Police seize possible Leonardo da Vinci painting in Switzerland

ROME (REUTERS) - Police have seized a portrait attributed to Renaissance master Leonardo da Vinci from the vault of a Swiss bank during an investigation into tax crime and insurance fraud, an Italian court said on Tuesday.

Negotiations to sell the oil painting of a fifteenth-century noblewoman, Isabella D'Este, for around €120 million (S$184 million) were at an advanced stage, the prosecutor's office in Pesaro, Italy, said in a statement.

Police were first alerted to the existence of a possible da Vinci after a southern Italian lawyer was found in 2013 with a warrant to sell it for no less than €95 million. But the initial investigation failed to find the painting.

A separate investigation into tax crimes and insurance fraud uncovered evidence that eventually led police to the picture, which they seized on Monday in Lugano, near the Swiss-Italian border.

Investigators did not say who owned the painting or how many people were under investigation for conspiracy to traffic art illegally and to commit insurance fraud.

Nor would they say whether anyone had been arrested.

They did say some of the people involved were suspected of both crimes.

The painting was attributed to da Vinci partly on the basis of tests under fluorescent light.

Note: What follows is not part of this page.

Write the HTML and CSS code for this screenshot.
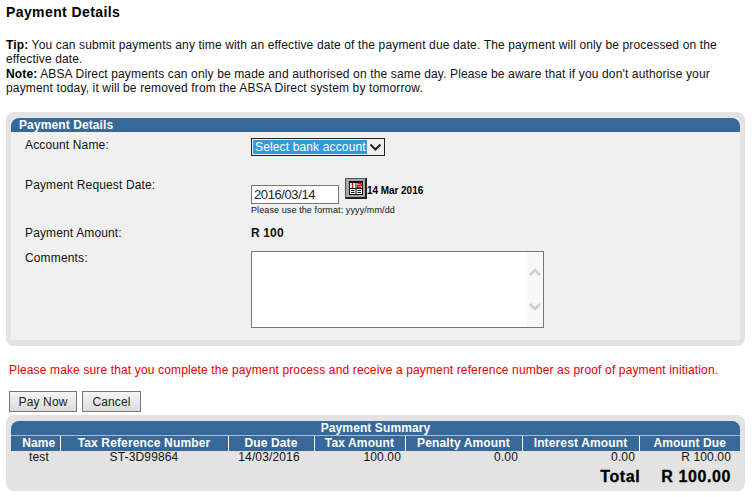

More tests will be carried out when it returns to Italy.

If they prove he was the artist, the painting will join the list of his works to have had a brush with the law. Those include the Mona Lisa, which was stolen from the Louvre in 1911.

The find is the latest in a series of Italian art seizures. Police seized thousands of artefacts and a house that had been turned into a private museum last week, and raids in Basel, Switzerland, led to the breaking up of an art trafficking ring in January.